The analysis of focuses on timber theft. Bidder collusion, scaling irregularities, violations of other harvesting practices, transport are not examined in detail. Tax violations are mentioned, of which they state a compliance rate of 84%.

The study concludes, “Based on the data compiled and analyzed, the weight of evidence strongly indicates that there is very low risk that US hardwood exports contain wood from illegal sources.”.

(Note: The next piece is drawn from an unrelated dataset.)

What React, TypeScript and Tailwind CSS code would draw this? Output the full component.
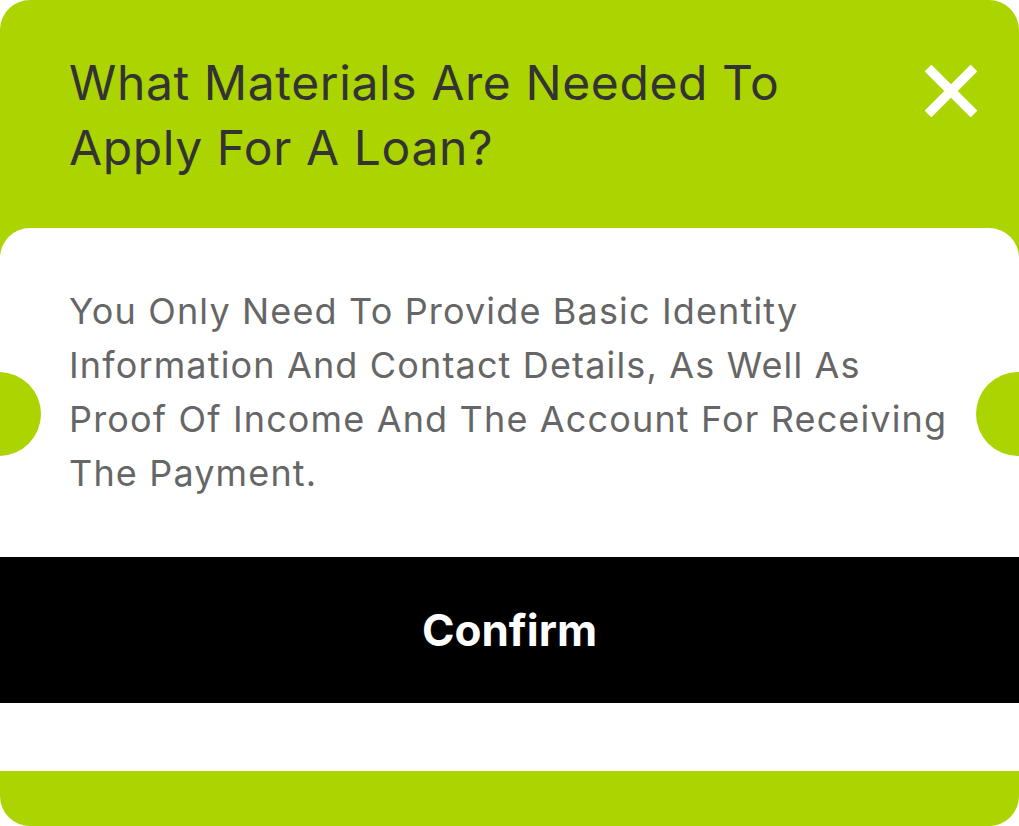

Illegal logging in the U.S. is common and can occur on a large scale

According to the Department of Justice, Black Walnut was logged illegally on a ‘large-scale’ in Virginia recently. Two large Alaska timber sales, managed by the U.S. Forest Service, had many ‘irregularities’ – many of which would be considered illegal in many parts of the world. A study found high likelihood of frequent bidder collusion in Idaho state forest timber sales, costing the state an estimated $41 million in lost revenue. A crowdsourced, multi-state, effort to collect Walnut tree DNA to prosecute timber theft crimes just concluded. And before either of the Seneca Creek studies were produced for the industry, one study study in the southern Appalachian hardwood region estimated that about 120 instances of timber theft occur each year in just a 20 county area.

While illegal logging may not occur at the rate at which it does in other countries of origin, the idea that illegal logging in the U.S. is not a significant problem is a narrative that was created by the industry to protect itself from the Lacey Act Amendment of 2008, and to exempt itself from similar laws governing their export markets (like the European Union Timber Regulation).

Using laws to control wood flows for some countries, while excluding others from these laws, based on industry studies is anti-competitive, stunts industry innovation, and can even lead to a devaluation of global forests. Calls to replicate and further enforce demand side laws like the Lacey Act, to “protect” forests, are just singing the tune of the U.S. forest industry. The narrative that “illegal logging in the U.S. is not common” is not a story of forest conservation, but one of trade protection.